Task brief
Copy each line that contains the word "page".

Given data
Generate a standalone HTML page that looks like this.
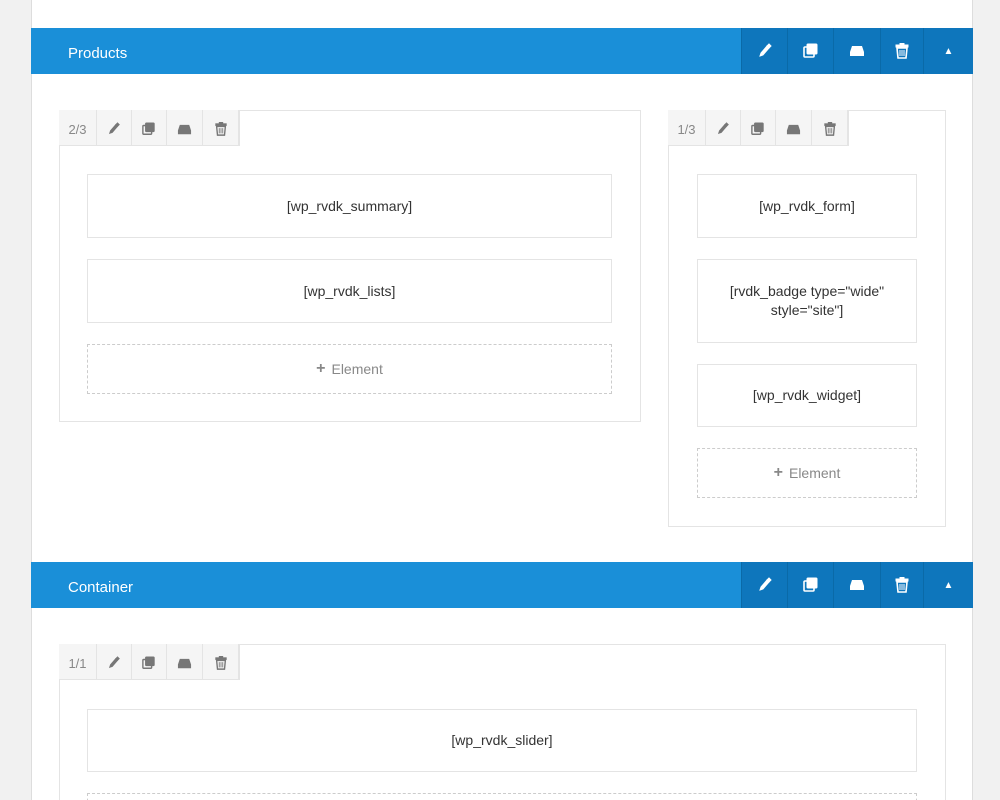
<!DOCTYPE html><html style="width:1000px;height:800px;overflow:hidden"><head><style>
*{box-sizing:border-box;margin:0;padding:0}
body{width:1000px;height:800px;background:#f1f1f1;font-family:"Liberation Sans",sans-serif;position:relative;overflow:hidden}
.page{position:absolute;left:31px;top:0;width:942px;height:800px;background:#fff;border-left:1px solid #ddd;border-right:1px solid #ddd}
.hdr{position:absolute;left:31px;width:942px;height:46px;background:#1a8fd8;color:#fff;font-size:15px}
.hdr .t{position:absolute;left:37px;top:17px}
.hb{position:absolute;top:0;height:46px;background:#0e76bc;border-left:1px solid #0a6aa8;display:flex;align-items:center;justify-content:center}
.box{position:absolute;border:1px solid #e4e4e4;background:#fff}
.tb{position:absolute;height:36px;background:#f5f5f5;border:1px solid #e4e4e4;border-top:none;border-left:none;display:flex}
.tb div{border-right:1px solid #e4e4e4;display:flex;align-items:center;justify-content:center;color:#888;font-size:13px;padding-top:3px}
.el{position:absolute;border:1px solid #e4e4e4;display:flex;align-items:center;justify-content:center;text-align:center;font-size:14px;color:#333;line-height:19px}
.dash{position:absolute;border:1px dashed #ccc;display:flex;align-items:center;justify-content:center;font-size:14px;color:#888}
</style></head><body>
<div class="page"></div>
<svg width="0" height="0" style="position:absolute"><defs>
<g id="brush"><path d="M3 13l3-1 6-7-2-2-6 7z" /><path d="M10 3l2-2 2 2-2 2z"/></g>
<g id="copy"><rect x="1" y="4" width="10" height="10" rx="1" fill="none" stroke-width="1.6"/><rect x="4" y="1" width="10" height="10" rx="1"/></g>
<g id="drive"><path d="M3 3h10l2 6v4H1V9z"/></g>
<g id="trash"><rect x="2" y="2" width="12" height="2"/><rect x="6" y="0.5" width="4" height="2"/><path d="M3 5h10l-1 10H4z" fill="none" stroke-width="1.6"/><path d="M6 7v6M8 7v6M10 7v6" fill="none" stroke-width="1"/></g>
</defs></svg>

<div class="hdr" style="top:28px"><span class="t">Products</span>
<div class="hb" style="left:710px;width:46px"><svg width="16" height="16" fill="#fff" stroke="#fff"><use href="#brush"/></svg></div>
<div class="hb" style="left:756px;width:46px"><svg width="16" height="16" fill="#fff" stroke="#fff"><use href="#copy"/></svg></div>
<div class="hb" style="left:802px;width:47px"><svg width="16" height="16" fill="#fff"><use href="#drive"/></svg></div>
<div class="hb" style="left:849px;width:43px"><svg width="16" height="16" fill="#fff" stroke="#fff"><use href="#trash"/></svg></div>
<div class="hb" style="left:892px;width:50px;font-size:10px">▲</div>
</div>

<div class="box" style="left:59px;top:110px;width:582px;height:312px"></div>
<div class="tb" style="left:59px;top:110px"><div style="width:38px">2/3</div><div style="width:35px"><svg width="14" height="14" viewBox="0 0 16 16" fill="#777" stroke="#777"><use href="#brush"/></svg></div><div style="width:35px"><svg width="14" height="14" viewBox="0 0 16 16" fill="#777" stroke="#777"><use href="#copy"/></svg></div><div style="width:36px"><svg width="15" height="15" viewBox="0 0 16 16" fill="#777"><use href="#drive"/></svg></div><div style="width:36px"><svg width="14" height="14" viewBox="0 0 16 16" fill="#777" stroke="#777"><use href="#trash"/></svg></div></div>
<div class="el" style="left:87px;top:174px;width:525px;height:64px">[wp_rvdk_summary]</div>
<div class="el" style="left:87px;top:259px;width:525px;height:64px">[wp_rvdk_lists]</div>
<div class="dash" style="left:87px;top:344px;width:525px;height:50px"><b style="margin-right:6px;font-size:16px">+</b>Element</div>

<div class="box" style="left:668px;top:110px;width:278px;height:417px"></div>
<div class="tb" style="left:668px;top:110px"><div style="width:38px">1/3</div><div style="width:35px"><svg width="14" height="14" viewBox="0 0 16 16" fill="#777" stroke="#777"><use href="#brush"/></svg></div><div style="width:35px"><svg width="14" height="14" viewBox="0 0 16 16" fill="#777" stroke="#777"><use href="#copy"/></svg></div><div style="width:36px"><svg width="15" height="15" viewBox="0 0 16 16" fill="#777"><use href="#drive"/></svg></div><div style="width:36px"><svg width="14" height="14" viewBox="0 0 16 16" fill="#777" stroke="#777"><use href="#trash"/></svg></div></div>
<div class="el" style="left:697px;top:174px;width:220px;height:64px">[wp_rvdk_form]</div>
<div class="el" style="left:697px;top:259px;width:220px;height:84px">[rvdk_badge type="wide"<br>style="site"]</div>
<div class="el" style="left:697px;top:364px;width:220px;height:63px">[wp_rvdk_widget]</div>
<div class="dash" style="left:697px;top:448px;width:220px;height:50px"><b style="margin-right:6px;font-size:16px">+</b>Element</div>

<div class="hdr" style="top:562px"><span class="t">Container</span>
<div class="hb" style="left:710px;width:46px"><svg width="16" height="16" fill="#fff" stroke="#fff"><use href="#brush"/></svg></div>
<div class="hb" style="left:756px;width:46px"><svg width="16" height="16" fill="#fff" stroke="#fff"><use href="#copy"/></svg></div>
<div class="hb" style="left:802px;width:47px"><svg width="16" height="16" fill="#fff"><use href="#drive"/></svg></div>
<div class="hb" style="left:849px;width:43px"><svg width="16" height="16" fill="#fff" stroke="#fff"><use href="#trash"/></svg></div>
<div class="hb" style="left:892px;width:50px;font-size:10px">▲</div>
</div>

<div class="box" style="left:59px;top:644px;width:887px;height:170px"></div>
<div class="tb" style="left:59px;top:644px"><div style="width:38px">1/1</div><div style="width:35px"><svg width="14" height="14" viewBox="0 0 16 16" fill="#777" stroke="#777"><use href="#brush"/></svg></div><div style="width:35px"><svg width="14" height="14" viewBox="0 0 16 16" fill="#777" stroke="#777"><use href="#copy"/></svg></div><div style="width:36px"><svg width="15" height="15" viewBox="0 0 16 16" fill="#777"><use href="#drive"/></svg></div><div style="width:36px"><svg width="14" height="14" viewBox="0 0 16 16" fill="#777" stroke="#777"><use href="#trash"/></svg></div></div>
<div class="el" style="left:87px;top:709px;width:830px;height:63px">[wp_rvdk_slider]</div>
<div class="dash" style="left:87px;top:793px;width:830px;height:20px"></div>
</body></html>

Expected output
Generate a standalone HTML page that looks like this.
.page{position:absolute;left:31px;top:0;width:942px;height:800px;background:#fff;border-left:1px solid #ddd;border-right:1px solid #ddd}
<div class="page"></div>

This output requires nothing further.